I dialetti sono lingue. Non sempre possiedono una codifica normata (aka grammatica, elemento sempre a posteriori) ma degli idiomi hanno peculiarità fonetiche, morfologia e sintassi.
Sono queste ultime a costituire in primis il discrimine e le famiglie ed è proprio dall'analisi di tali tratti che si comincia a ridurre l'ombrello del napoletano, spesso erroneamente definito lingua rispetto alle altre parlate del Mezzogiorno intese ancora oggi dai non addetti, specie se partenopei, sue manifestazioni derivate e minori.
Ma allora è errato parlare di dialetto contrapponendolo a lingua, in una posizione sempre di sudditanza?
Dipende dall'ottica e dall'approccio.
Per la sociolinguistica, che segue il fil rouge della lingua tetto (ossia transregionale) sì, in ambito squisitamente linguistico no.
È parimenti sbagliato parlare di lingue regionali perché le regioni storiche e quelle amministrative non coincidono: emblematici i casi di Puglia, Calabria, Veneto e Friuli o, ancora, della stessa Toscana, in cui convivono aree italo-romanze e gallo-romanze.

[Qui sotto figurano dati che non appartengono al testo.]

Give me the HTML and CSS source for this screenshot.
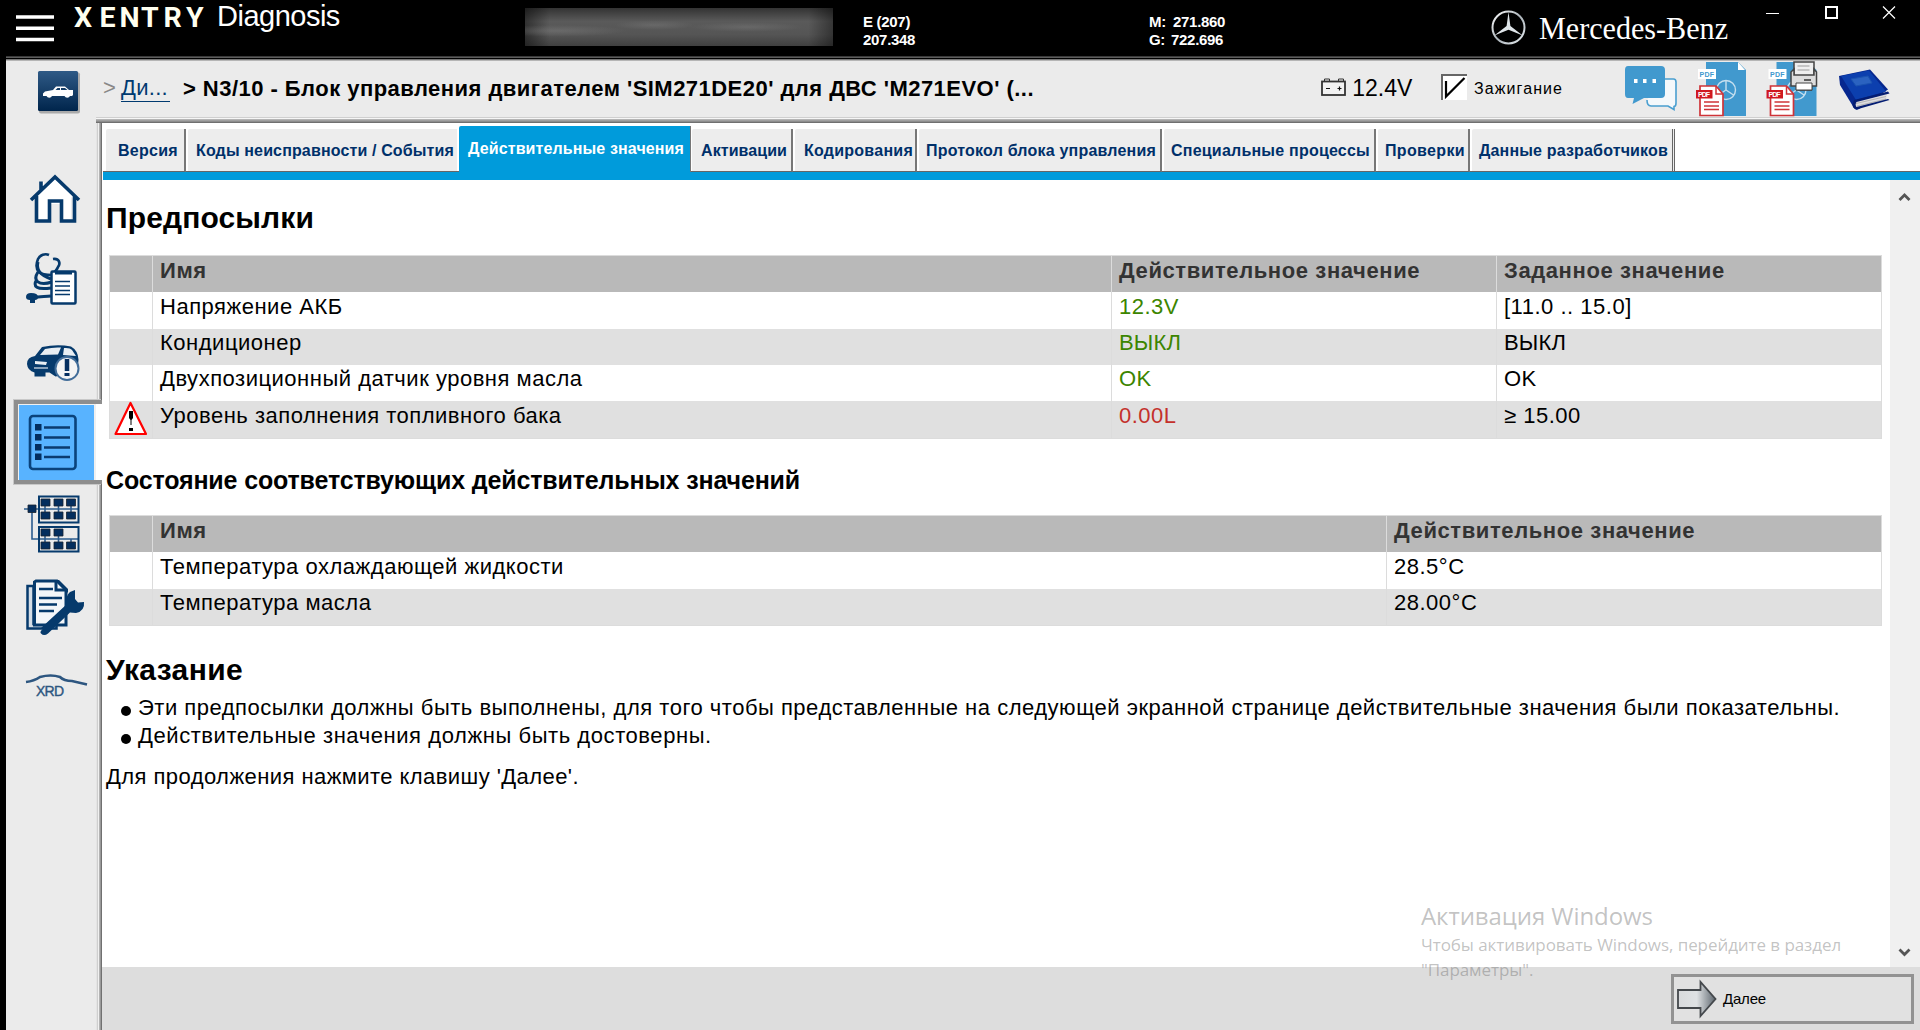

L'avvicendarsi delle teorie e l'aumento degli studi è aneddoticamente esemplificato proprio dal napoletano: a lungo è stato definito "lingua pugliese" 😄
Infine esistono dei dialetti dell'italiano? Sì, due: il fiorentino e il romanesco. Le altre lingue della Penisola, tolte le numerose alloctone, romanze e non, derivano direttamente e per vie indipendenti dal latino. Dell'italiano sono non figlie ma sorelle.